Begin the steps for drawing a flow net as described in section 2.3 and shown in Figure Box 4-1. The position of the water table is not known until the flow system is revealed by following the rules for drawing a flow net, so the initial sketch indicates this uncertainty by using a dashed line with “?”.

Figure showing the boundaries of a region for which a flow net is constructed

Figure Box 4-1 – Step 1 – Draw the system to scale, Step 2 – Draw equipotential lines to coincide with head boundaries, Step 3 – Draw flow lines to coincide with no-flow boundaries.

Drawing a flow net is a trial-and-error process because equipotential and flow lines are adjusted until curvilinear squares are formed. The added complication when drawing an unconfined flow net is that the position of the upper boundary (the water table) and length of the seepage face are also adjusted while working to create curvilinear squares.

The next step is to draw flow lines along paths where you envision groundwater will flow, ensuring they are perpendicular to equipotential lines on the boundaries (Figure Box 4-2).
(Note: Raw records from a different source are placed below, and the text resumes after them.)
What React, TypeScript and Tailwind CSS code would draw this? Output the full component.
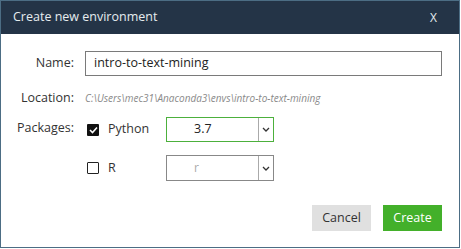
import React from "react";

const font = { fontFamily: '"Open Sans", "Noto Sans", sans-serif' };

function Chevron() {
  return (
    <svg width="8" height="5" viewBox="0 0 8 5" fill="none">
      <path d="M1 1 L4 4 L7 1" stroke="#333" strokeWidth="1.3" />
    </svg>
  );
}

export default function App() {
  return (
    <div className="w-[461px] h-[249px] bg-white" style={font}>
      <div className="w-[460px] h-[248px] border border-[#4c6d84] flex flex-col bg-white">
        <div className="h-[33px] bg-[#243447] flex items-center justify-between pl-[12px] pr-[22px] text-[12.5px] text-[#e6ecef]">
          <span>Create new environment</span>
          <span className="text-[12px]">X</span>
        </div>
        <div className="flex flex-col pl-[16px] pr-[17px] pt-[17px] text-[12.5px] text-[#333]">
          <div className="flex items-center h-[25px]">
            <div className="w-[57px] text-right">Name:</div>
            <div className="ml-[11px] flex-1 h-[25px] border border-[#7a7a7a] flex items-center px-[8px] text-[12.5px] text-[#222]">
              intro-to-text-mining
            </div>
          </div>
          <div className="flex items-center h-[16px] mt-[14px]">
            <div className="w-[57px] text-right">Location:</div>
            <div className="ml-[11px] text-[10px] italic text-[#8a8a8a]">
              C:\Users\mec31\Anaconda3\envs\intro-to-text-mining
            </div>
          </div>
          <div className="flex items-center h-[25px] mt-[11px]">
            <div className="w-[57px] text-right -mt-[3px]">Packages:</div>
            <div className="ml-[13px] w-[12px] h-[12px] bg-[#111] rounded-[1px] flex items-center justify-center">
              <svg width="9" height="8" viewBox="0 0 9 8" fill="none">
                <path d="M1 4 L3.5 6.5 L8 1.5" stroke="#fff" strokeWidth="1.6" />
              </svg>
            </div>
            <div className="ml-[9px] w-[58px] text-[12.5px]">Python</div>
            <div className="w-[108px] h-[25px] border border-[#4cb03c] flex items-stretch">
              <div className="flex-1 flex items-center pl-[27px] text-[12.5px] text-[#222]">3.7</div>
              <div className="w-[15px] border-l border-[#aaa] flex items-center justify-center">
                <Chevron />
              </div>
            </div>
          </div>
          <div className="flex items-center h-[26px] mt-[13px]">
            <div className="w-[57px]"></div>
            <div className="ml-[13px] w-[12px] h-[12px] border-[1.5px] border-[#222] rounded-[1px]"></div>
            <div className="ml-[9px] w-[58px] text-[12.5px]">R</div>
            <div className="w-[108px] h-[26px] border border-[#888] flex items-stretch">
              <div className="flex-1 flex items-center pl-[27px] text-[12px] text-[#aaa]">r</div>
              <div className="w-[15px] border-l border-[#aaa] flex items-center justify-center">
                <Chevron />
              </div>
            </div>
          </div>
          <div className="flex justify-end gap-[12px] mt-[24px] pr-[0px]">
            <button className="w-[59px] h-[26px] bg-[#e0e0e0] text-[12.5px] text-[#333]">Cancel</button>
            <button className="w-[59px] h-[26px] bg-[#43b02a] text-[12.5px] text-white">Create</button>
          </div>
        </div>
      </div>
    </div>
  );
}
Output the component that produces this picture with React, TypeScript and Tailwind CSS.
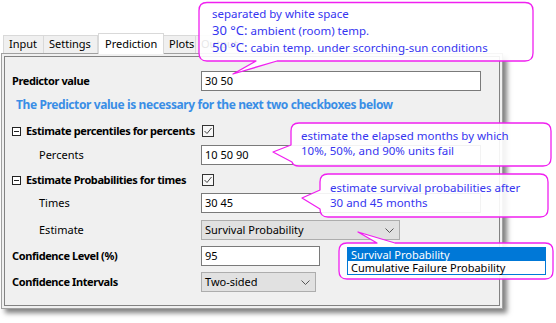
import type { ReactNode } from "react";

const ui = "font-['Noto_Sans',sans-serif]";

function Chevron() {
  return (
    <svg width="9" height="5" viewBox="0 0 9 5" className="shrink-0">
      <path d="M0.5 0.5 L4.5 4.5 L8.5 0.5" fill="none" stroke="#555" strokeWidth="1" />
    </svg>
  );
}

function Checkbox() {
  return (
    <div className="ml-[1px] w-[12px] h-[12px] border border-[#333] bg-[#f7f7f7] flex items-center justify-center">
      <svg width="10" height="10" viewBox="0 0 10 10">
        <path d="M1.5 5 L4 7.5 L8.5 2" fill="none" stroke="#444" strokeWidth="1" />
      </svg>
    </div>
  );
}

function Collapse() {
  return (
    <div className="w-[9px] h-[9px] border border-[#222] bg-white flex items-center justify-center">
      <div className="w-[5px] h-px bg-[#222]" />
    </div>
  );
}

function TextBox({ value, width }: { value: string; width: string }) {
  return (
    <div className={`h-[20px] ${width} border border-[#7a7a7a] bg-white px-[3px] flex items-center text-[11px] text-black`}>
      {value}
    </div>
  );
}

function Combo({ value, width }: { value: string; width: string }) {
  return (
    <div className={`h-[20px] ${width} border border-[#adadad] bg-[#e1e1e1] pl-[3px] pr-[5px] flex items-center justify-between text-[11px] text-black`}>
      <span>{value}</span>
      <Chevron />
    </div>
  );
}

function Row({ label, className, children }: { label: ReactNode; className: string; children: ReactNode }) {
  return (
    <div className={`flex items-center h-[20px] ${className}`}>
      <div className="w-[189px] shrink-0 text-[11px] text-black">{label}</div>
      {children}
    </div>
  );
}

const tabs = [
  { name: "Input", w: "w-[41px] border-l" },
  { name: "Settings", w: "w-[54px]" },
  { name: "Prediction", w: "w-[66px]" },
  { name: "Plots", w: "w-[32px]" },
  { name: "Output", w: "w-[48px]" },
];

export default function App() {
  return (
    <div className={`relative w-[556px] h-[323px] bg-white overflow-hidden ${ui}`}>
      <div className="pt-[33px] pl-[1px]">
        <div className="flex items-end h-[20px] pl-[2px]">
          {tabs.map((t) =>
            t.name === "Prediction" ? (
              <div
                key={t.name}
                className={`relative z-10 -mb-px h-[21px] ${t.w} pl-[6px] bg-white border border-b-0 border-[#d9d9d9] flex items-center text-[11px] text-black`}
              >
                {t.name}
              </div>
            ) : (
              <div
                key={t.name}
                className={`h-[18px] ${t.w} pl-[5px] bg-[#f0f0f0] border-t border-r border-[#d9d9d9] flex items-center text-[11px] text-black`}
              >
                {t.name}
              </div>
            )
          )}
        </div>
        <div className="w-[502px] h-[256px] border border-[#a0a0a0] bg-[#f0f0f0] p-[2px] shadow-[4px_4px_5px_rgba(0,0,0,0.5)]">
          <div className="h-full border border-[#828282] pl-[7px] flex flex-col">
            <Row label={<span className="font-bold tracking-[-0.4px]">Predictor value</span>} className="mt-[14px]">
              <TextBox value="30 50" width="w-[280px]" />
            </Row>
            <div className="mt-[6px] ml-[4px] h-[16px] flex items-center text-[12px] font-bold tracking-[-0.4px] text-[#3a8ee6]">
              The Predictor value is necessary for the next two checkboxes below
            </div>
            <Row
              label={
                <div className="flex items-center gap-[5px]">
                  <Collapse />
                  <span className="font-bold tracking-[-0.4px]">Estimate percentiles for percents</span>
                </div>
              }
              className="mt-[8px]"
            >
              <Checkbox />
            </Row>
            <Row label={<span className="pl-[27px]">Percents</span>} className="mt-[4px]">
              <TextBox value="10 50 90" width="w-[280px]" />
            </Row>
            <Row
              label={
                <div className="flex items-center gap-[5px]">
                  <Collapse />
                  <span className="font-bold tracking-[-0.4px]">Estimate Probabilities for times</span>
                </div>
              }
              className="mt-[5px]"
            >
              <Checkbox />
            </Row>
            <Row label={<span className="pl-[27px]">Times</span>} className="mt-[3px]">
              <TextBox value="30 45" width="w-[280px]" />
            </Row>
            <Row label={<span className="pl-[27px]">Estimate</span>} className="mt-[7px]">
              <Combo value="Survival Probability" width="w-[199px]" />
            </Row>
            <Row label={<span className="font-bold tracking-[-0.4px]">Confidence Level (%)</span>} className="mt-[6px]">
              <TextBox value="95" width="w-[119px]" />
            </Row>
            <Row label={<span className="font-bold tracking-[-0.4px]">Confidence Intervals</span>} className="mt-[6px]">
              <Combo value="Two-sided" width="w-[115px]" />
            </Row>
          </div>
        </div>
      </div>

      <svg className="absolute left-0 top-0 pointer-events-none" width="556" height="323" viewBox="0 0 556 323">
        <g fill="rgba(255,255,255,0.9)" stroke="#f020f0" strokeWidth="1.3" strokeLinejoin="round">
          <path d="M207 2.5 H525 Q533 2.5 533 10.5 V53 Q533 61 525 61 H277 L233 74 L256 61 H207 Q199 61 199 53 V10.5 Q199 2.5 207 2.5 Z" />
          <path d="M299 123 H543 Q551 123 551 131 V158 Q551 166 543 166 H299 Q293 166 292 162 L273 152 L291 145 V131 Q291 123 299 123 Z" />
          <path d="M328 174 H540 Q548 174 548 182 V209 Q548 217 540 217 H328 Q320 217 320 209 L302 198 L320 190 V182 Q320 174 328 174 Z" />
          <path d="M347 243 H377 L358 232 L395 243 H545 Q553 243 553 251 V271 Q553 279 545 279 H347 Q339 279 339 271 V251 Q339 243 347 243 Z" />
        </g>
      </svg>

      <div className="absolute left-[212px] top-[6px] text-[11.5px] leading-[16px] text-[#3535f0] whitespace-nowrap">
        <div>separated by white space</div>
        <div>
          <span className="text-[13px]">30 °C:</span> ambient (room) temp.
        </div>
        <div>
          <span className="text-[13px]">50 °C:</span> cabin temp. under scorching-sun conditions
        </div>
      </div>

      <div className="absolute left-[301px] top-[128px] text-[11.5px] leading-[15px] text-[#3535f0] whitespace-nowrap">
        <div>estimate the elapsed months by which</div>
        <div>10%, 50%, and 90% units fail</div>
      </div>

      <div className="absolute left-[330px] top-[180px] text-[11.5px] leading-[15px] text-[#3535f0] whitespace-nowrap">
        <div>estimate survival probabilities after</div>
        <div>30 and 45 months</div>
      </div>

      <div className="absolute left-[347px] top-[247px] w-[199px] border border-[#0078d7] bg-white text-[11px] leading-[13px]">
        <div className="bg-[#0078d7] text-white pl-[3px]">Survival Probability</div>
        <div className="text-black pl-[3px]">Cumulative Failure Probability</div>
      </div>
    </div>
  );
}
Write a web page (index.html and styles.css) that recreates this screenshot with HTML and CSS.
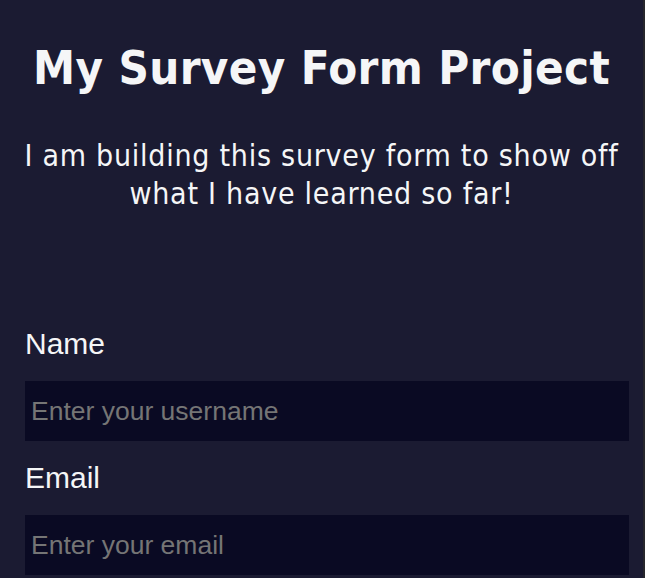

There is no recharge from the impermeable upper boundary, so the uppermost flow line forms the water table. The flow line should meet the 25 m equipotential line (constant head boundary) at a right angle. The downstream end of the water table should meet the dam surface at an elevation higher than the surface of the downstream reservoir (forming a seepage face as shown in Figure Box 4-2), and at a slope equal to the slope of the dam face. In the same way that the initial position of the water table is unknown until after the flow net is drawn, the length of the seepage face is unknown until after a valid flow net is drawn. Hydraulic head along a seepage face is equal to the elevation of the ground surface because the gage pressure along the seepage face is zero. Unlike the water table, the location of the seepage face boundary is known because it will be on the downgradient face of the dam, only its length is unknown before sketching the flow net.

Although, for expediency, we have drawn the flow lines in the correct position here, it is likely the first attempt to draw flow lines will require adjustment when drawing a flow net. It is expected that the flow net lines will be erased and redrawn as needed until the criteria for a valid flow net are met.

Figure showing the drawing of flow lines

Figure Box 4-2 – Step 4: Draw flow lines along paths where you envision groundwater flowing, ensuring they are perpendicular to equipotential lines on the boundaries. It is likely the first attempt to draw flow lines will require adjustment. Drawing flow nets is a trial-and-error process.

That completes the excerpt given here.